REQUIREMENT
Lines containing the string "React" are to be counted; report the number and nothing more.

DATA BLOCK
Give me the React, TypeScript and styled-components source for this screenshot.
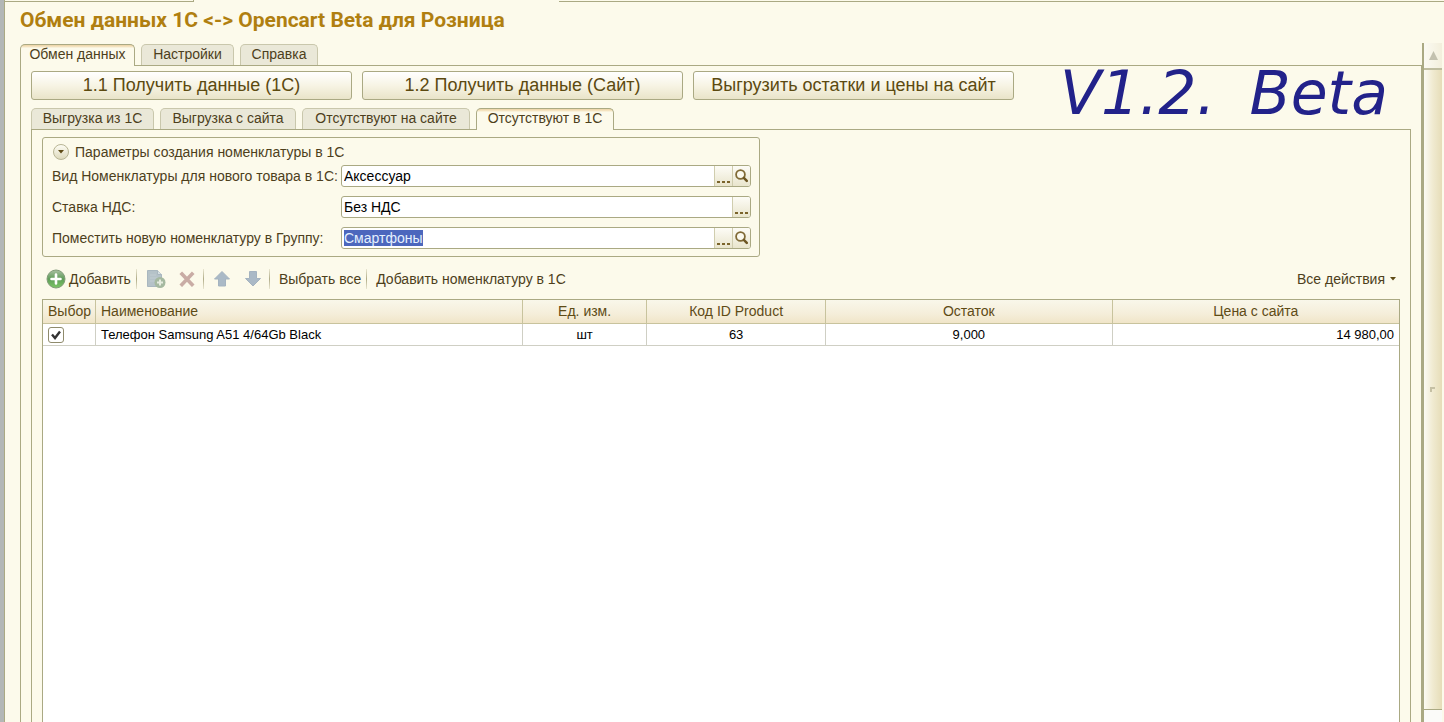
import React, { useEffect, useRef, useState } from "react";
import styled, { createGlobalStyle, css } from "styled-components";

const line = "#aaa983";
const cream = "#fcfaeb";
const brown = "#4d3f1c";

const GlobalStyle = createGlobalStyle`
  *, *::before, *::after { box-sizing: border-box; }
  body {
    margin: 0;
    background: ${cream};
    color: ${brown};
    font-family: "Liberation Sans", Arial, sans-serif;
    font-size: 14px;
    line-height: 16px;
  }
  button, input { font: inherit; color: inherit; }
`;

const Page = styled.div`
  display: flex;
  flex-direction: column;
  height: 100vh;
  overflow: hidden;
  border-left: 4px solid #b3b7b6;
  box-shadow: inset 1px 0 0 ${line};
`;

const TopStrip = styled.div`
  display: flex;
  justify-content: space-between;
  flex: none;
  height: 2px;
`;

const StripEdge = styled.div<{ $width: string; $end?: boolean }>`
  width: ${(p) => p.$width};
  border-bottom: 1px solid ${line};
  ${(p) => p.$end && "border-right: 1px solid #aaa983;"}
`;

const Title = styled.h1`
  margin: 0;
  padding: 6px 16px 0;
  height: 42px;
  flex: none;
  color: #b07f10;
  font-size: 21px;
  line-height: 24px;
  font-family: Roboto, "Liberation Sans", sans-serif;
  font-weight: 700;
`;

const Body = styled.div`
  display: flex;
  flex: 1;
  min-height: 0;
  padding-left: 16px;
`;

const TabbedArea = styled.div`
  display: flex;
  flex-direction: column;
  flex: 1;
  min-width: 0;
  min-height: 0;
`;

const TabList = styled.div`
  display: flex;
  flex: none;
  gap: 6px;
`;

const Tab = styled.button<{ $width: number; $active?: boolean }>`
  width: ${(p) => p.$width}px;
  height: 21px;
  padding: 0 0 2px;
  border: 1px solid #c9c7ac;
  border-bottom: 0;
  border-radius: 5px 5px 0 0;
  background: #eae8d8;
  line-height: 18px;
  white-space: nowrap;
  ${(p) =>
    p.$active &&
    css`
      position: relative;
      height: 22px;
      margin-bottom: -1px;
      padding-bottom: 3px;
      border-color: ${line};
      background: linear-gradient(#ecd3a4, #f6e8c8 2px, ${cream} 3px);
    `}
`;

const TabPanel = styled.div<{ $outer?: boolean }>`
  display: flex;
  flex-direction: column;
  flex: 1;
  min-height: 0;
  padding: ${(p) => (p.$outer ? "5px 10px 0" : "7px 10px 0")};
  border: 1px solid ${line};
  border-bottom: 0;
`;

const CommandRow = styled.div`
  display: flex;
  flex: none;
  gap: 10px;
  height: 37px;
`;

const CommandButton = styled.button`
  flex: none;
  width: 321px;
  height: 29px;
  padding: 0 0 1px;
  border: 1px solid ${line};
  border-radius: 3px;
  background: linear-gradient(#ffffff, #f7f4e4 50%, #e9e4c9);
  color: #5c4a10;
  font-size: 18px;
  white-space: nowrap;
`;

const Version = styled.div`
  display: flex;
  gap: 34px;
  margin-left: 36px;
  height: 44px;
  color: #22228a;
  font-family: "Segoe Print", "DejaVu Sans", cursive;
  font-size: 60px;
  font-style: italic;
  line-height: 44px;
  white-space: nowrap;
`;

const Params = styled.section`
  flex: none;
  width: 718px;
  height: 120px;
  padding: 6px 8px;
  border: 1px solid ${line};
  border-radius: 3px;
`;

const ParamsHeading = styled.div`
  display: flex;
  align-items: center;
  gap: 6px;
  height: 16px;
  margin-bottom: 5px;
  padding-left: 2px;
`;

const RoundButton = styled.button`
  display: grid;
  place-items: center;
  width: 16px;
  height: 16px;
  padding: 0;
  border: 1px solid #b8b594;
  border-radius: 50%;
  background: linear-gradient(#fdfcf3, #dedabd);
`;

const FieldRow = styled.div`
  display: flex;
  align-items: center;
  height: 22px;
  margin-bottom: 9px;
  label { flex: none; width: 290px; padding-left: 1px; white-space: nowrap; }
`;

const FieldBox = styled.div`
  display: flex;
  flex: 1;
  height: 22px;
  border: 1px solid ${line};
  border-radius: 3px;
  background: #fff;
  overflow: hidden;
`;

const FieldInput = styled.input`
  flex: 1;
  min-width: 0;
  padding: 0 2px;
  border: 0;
  outline: 0;
  background: transparent;
  color: #000;
  &::selection { background: #4c67bd; color: #e4f0ff; }
`;

const FieldButton = styled.button`
  display: grid;
  place-items: center;
  width: 18px;
  padding: 0;
  border: 0;
  border-left: 1px solid #d0cdae;
  background: linear-gradient(#fdfcf6, #e9e5cd);
`;

const Toolbar = styled.div`
  display: flex;
  align-items: center;
  flex: none;
  height: 26px;
  margin: 9px 0 7px;
  padding: 0 4px;
`;

const ToolButton = styled.button<{ $icon?: boolean; $gap?: number }>`
  display: flex;
  align-items: center;
  justify-content: center;
  gap: ${(p) => p.$gap ?? 3}px;
  height: 24px;
  ${(p) => p.$icon && "width: 31px;"}
  padding: 0;
  border: 0;
  background: transparent;
  white-space: nowrap;
`;

const Divider = styled.span<{ $before?: number; $after?: number }>`
  width: 1px;
  height: 20px;
  margin: 0 ${(p) => p.$after ?? 4}px 0 ${(p) => p.$before ?? 4}px;
  background: linear-gradient(#e9e6d0, #b0ac88, #e9e6d0);
`;

const Spacer = styled.span`
  flex: 1;
`;

const TableFrame = styled.div`
  flex: 1;
  min-height: 0;
  border: 1px solid ${line};
  border-bottom: 0;
  background: #fff;
`;

const DataTable = styled.table`
  width: 100%;
  border-collapse: separate;
  border-spacing: 0;
  table-layout: fixed;
`;

const HeadCell = styled.th<{ $width?: string; $left?: boolean }>`
  width: ${(p) => p.$width ?? "auto"};
  height: 24px;
  padding: 0 5px 1px;
  border-right: 1px solid #c8c39d;
  border-bottom: 1px solid #c8c39d;
  background: linear-gradient(#f9f7ea, #f5eeda 60%, #f0e5c8);
  color: #5e4b16;
  font-weight: 400;
  text-align: ${(p) => (p.$left ? "left" : "center")};
  white-space: nowrap;
  &:last-child { border-right: 0; }
`;

const Cell = styled.td<{ $align?: string }>`
  height: 22px;
  padding: 1px 5px 0;
  border-right: 1px solid #cfcfc4;
  border-bottom: 1px solid #cfcfc4;
  color: #000;
  font-size: 13px;
  text-align: ${(p) => p.$align ?? "center"};
  white-space: nowrap;
  &:last-child { border-right: 0; }
`;

const CheckBox = styled.input`
  appearance: none;
  width: 16px;
  height: 16px;
  margin: 0;
  border: 1px solid #8f8b6c;
  border-radius: 3px;
  background: #fff;
  &:not(:checked) + svg { visibility: hidden; }
`;

const CheckWrap = styled.label`
  display: grid;
  width: 16px;
  height: 16px;
  & > * { grid-area: 1 / 1; }
  svg { pointer-events: none; z-index: 1; }
`;

const ScrollColumn = styled.div`
  display: flex;
  flex-direction: column;
  flex: none;
  width: 22px;
  margin-top: -1px;
  padding-right: 2px;
  border-left: 2px solid ${line};
`;

const ScrollUp = styled.button`
  display: grid;
  place-items: center;
  flex: none;
  height: 27px;
  padding: 0;
  border: 0;
  border-bottom: 2px solid #bfbd9f;
  background: linear-gradient(90deg, #fbfaf2, #f3efdc);
`;

const ScrollThumb = styled.div`
  display: grid;
  place-items: center;
  flex: 1;
  border-bottom: 1px solid ${line};
  background: linear-gradient(90deg, #fcfbf2, #f0ead0 50%, #e6ddb8);
`;

const ScrollEnd = styled.div`
  flex: none;
  height: 12px;
  background: #fbfbf9;
`;

const DotsIcon = () => (
  <svg width="13" height="20" viewBox="0 0 13 20" aria-hidden="true">
    <path d="M0 15h3v2h-3zM5 15h3v2h-3zM10 15h3v2h-3z" fill="#7b642b" />
  </svg>
);

const SearchIcon = () => (
  <svg width="15" height="16" viewBox="0 0 15 16" aria-hidden="true">
    <circle cx="6.5" cy="6.5" r="4.4" fill="#fbf9ee" stroke="#806a36" strokeWidth="1.8" />
    <path d="M9.8 9.8l3 3" stroke="#6e5724" strokeWidth="2.6" strokeLinecap="round" />
  </svg>
);

const AddIcon = () => (
  <svg width="20" height="20" viewBox="0 0 20 20" aria-hidden="true">
    <defs>
      <linearGradient id="addFill" x1="0" y1="0" x2="0" y2="1">
        <stop offset="0" stopColor="#a9bfa3" />
        <stop offset="0.5" stopColor="#5f9d59" />
        <stop offset="1" stopColor="#7cc765" />
      </linearGradient>
    </defs>
    <circle cx="10" cy="10" r="9" fill="url(#addFill)" stroke="#809b78" />
    <path d="M10 5.5v9M5.5 10h9" stroke="#fff" strokeWidth="2.6" strokeLinecap="round" />
  </svg>
);

const CopyIcon = () => (
  <svg width="20" height="20" viewBox="0 0 20 20" aria-hidden="true">
    <path d="M1.5 1.5h10l4 4v12h-14z" fill="#b5c2c8" stroke="#a9b7bf" />
    <path d="M11.5 1.5v4h4" fill="#d8e0e2" stroke="#a9b7bf" />
    <path d="M4 6h6M4 9h8M4 12h5" stroke="#c1ccd1" />
    <circle cx="14" cy="13.5" r="5.5" fill="#a5b9a0" />
    <path d="M14 10.5v6M11 13.5h6" stroke="#e6ece0" strokeWidth="2" />
  </svg>
);

const DeleteIcon = () => (
  <svg width="16" height="16" viewBox="0 0 16 16" aria-hidden="true">
    <path d="M3 3l10 10.5M13 3l-10 10.5" stroke="#c9aca5" strokeWidth="3.6" strokeLinecap="square" />
  </svg>
);

const ArrowIcon = ({ down }: { down?: boolean }) => (
  <svg width="18" height="18" viewBox="0 0 18 18" aria-hidden="true">
    <path
      d={down ? "M5.5 1.5h7v7h4l-7.5 7.5l-7.5-7.5h4z" : "M9 1.5l7.5 7.5h-4v7h-7v-7h-4z"}
      fill="#aab9c6"
      stroke="#a4b3c0"
      strokeLinejoin="round"
    />
  </svg>
);

const Caret = () => (
  <svg width="6" height="4" viewBox="0 0 6 4" aria-hidden="true">
    <path d="M0 0h6l-3 3.5z" fill="#5e4b16" />
  </svg>
);

const mainTabs = [
  { name: "Обмен данных", width: 115 },
  { name: "Настройки", width: 93 },
  { name: "Справка", width: 78 },
];
const innerTabs = [
  { name: "Выгрузка из 1С", width: 123 },
  { name: "Выгрузка с сайта", width: 136 },
  { name: "Отсутствуют на сайте", width: 168 },
  { name: "Отсутствуют в 1С", width: 138 },
];
const commands = ["1.1 Получить данные (1С)", "1.2 Получить данные (Сайт)", "Выгрузить остатки и цены на сайт"];

interface TabsProps {
  items: { name: string; width: number }[];
  current: number;
  onPick: (index: number) => void;
}

function Tabs({ items, current, onPick }: TabsProps) {
  return (
    <TabList role="tablist">
      {items.map((t, i) => (
        <Tab key={t.name} role="tab" aria-selected={i === current} $width={t.width} $active={i === current} onClick={() => onPick(i)}>
          {t.name}
        </Tab>
      ))}
    </TabList>
  );
}

interface FieldProps {
  id: string;
  label: string;
  value: string;
  search?: boolean;
  selected?: boolean;
}

function Field({ id, label, value, search, selected }: FieldProps) {
  const ref = useRef<HTMLInputElement>(null);
  useEffect(() => {
    if (selected) {
      ref.current?.focus();
      ref.current?.select();
    }
  }, [selected]);
  return (
    <FieldRow>
      <label htmlFor={id}>{label}</label>
      <FieldBox>
        <FieldInput id={id} ref={ref} defaultValue={value} />
        <FieldButton type="button" aria-label="Выбрать"><DotsIcon /></FieldButton>
        {search && <FieldButton type="button" aria-label="Открыть"><SearchIcon /></FieldButton>}
      </FieldBox>
    </FieldRow>
  );
}

export default function App() {
  const [mainTab, setMainTab] = useState(0);
  const [innerTab, setInnerTab] = useState(3);
  return (
    <>
      <GlobalStyle />
      <Page>
        <TopStrip>
          <StripEdge $width="190px" $end />
          <StripEdge $width="calc(100% - 555px)" />
        </TopStrip>
        <Title>Обмен данных 1С &lt;-&gt; Opencart Beta для Розница</Title>
        <Body>
          <TabbedArea>
            <Tabs items={mainTabs} current={mainTab} onPick={setMainTab} />
            <TabPanel $outer role="tabpanel">
              <CommandRow>
                {commands.map((c) => <CommandButton key={c}>{c}</CommandButton>)}
                <Version><span>V1.2.</span><span>Beta</span></Version>
              </CommandRow>
              <Tabs items={innerTabs} current={innerTab} onPick={setInnerTab} />
              <TabPanel role="tabpanel">
                <Params>
                  <ParamsHeading>
                    <RoundButton aria-label="Свернуть"><Caret /></RoundButton>
                    <span>Параметры создания номенклатуры в 1С</span>
                  </ParamsHeading>
                  <Field id="kind" label="Вид Номенклатуры для нового товара в 1С:" value="Аксессуар" search />
                  <Field id="vat" label="Ставка НДС:" value="Без НДС" />
                  <Field id="group" label="Поместить новую номенклатуру в Группу:" value="Смартфоны" search selected />
                </Params>
                <Toolbar>
                  <ToolButton><AddIcon />Добавить</ToolButton>
                  <Divider $before={5} />
                  <ToolButton $icon aria-label="Скопировать"><CopyIcon /></ToolButton>
                  <ToolButton $icon aria-label="Удалить"><DeleteIcon /></ToolButton>
                  <Divider $before={0} $after={3} />
                  <ToolButton $icon aria-label="Вверх"><ArrowIcon /></ToolButton>
                  <ToolButton $icon aria-label="Вниз"><ArrowIcon down /></ToolButton>
                  <Divider $before={0} $after={9} />
                  <ToolButton>Выбрать все</ToolButton>
                  <Divider $before={5} $after={9} />
                  <ToolButton>Добавить номенклатуру в 1С</ToolButton>
                  <Spacer />
                  <ToolButton $gap={5}>Все действия<Caret /></ToolButton>
                </Toolbar>
                <TableFrame>
                  <DataTable>
                    <thead>
                      <tr>
                        <HeadCell $width="53px" $left>Выбор</HeadCell>
                        <HeadCell $width="31.5%" $left>Наименование</HeadCell>
                        <HeadCell $width="124px">Ед. изм.</HeadCell>
                        <HeadCell $width="179px">Код ID Product</HeadCell>
                        <HeadCell>Остаток</HeadCell>
                        <HeadCell>Цена с сайта</HeadCell>
                      </tr>
                    </thead>
                    <tbody>
                      <tr>
                        <Cell $align="left">
                          <CheckWrap>
                            <CheckBox type="checkbox" defaultChecked aria-label="Выбор" />
                            <svg width="16" height="16" viewBox="0 0 16 16" aria-hidden="true">
                              <path d="M4 7.5l3 3.5l5-6.5" fill="none" stroke="#333" strokeWidth="2.4" />
                            </svg>
                          </CheckWrap>
                        </Cell>
                        <Cell $align="left">Телефон Samsung A51 4/64Gb Black</Cell>
                        <Cell>шт</Cell>
                        <Cell>63</Cell>
                        <Cell>9,000</Cell>
                        <Cell $align="right">14 980,00</Cell>
                      </tr>
                    </tbody>
                  </DataTable>
                </TableFrame>
              </TabPanel>
            </TabPanel>
          </TabbedArea>
          <ScrollColumn>
            <ScrollUp aria-label="Прокрутить вверх">
              <svg width="9" height="9" viewBox="0 0 9 9" aria-hidden="true"><path d="M4.5 0l4.5 9h-9z" fill="#c3c1af" /></svg>
            </ScrollUp>
            <ScrollThumb>
              <svg width="6" height="6" viewBox="0 0 6 6" aria-hidden="true"><path d="M1 5v-4h4" fill="none" stroke="#c5c0a4" strokeWidth="2" /></svg>
            </ScrollThumb>
            <ScrollEnd />
          </ScrollColumn>
        </Body>
      </Page>
    </>
  );
}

EXERCISE OUTPUT
2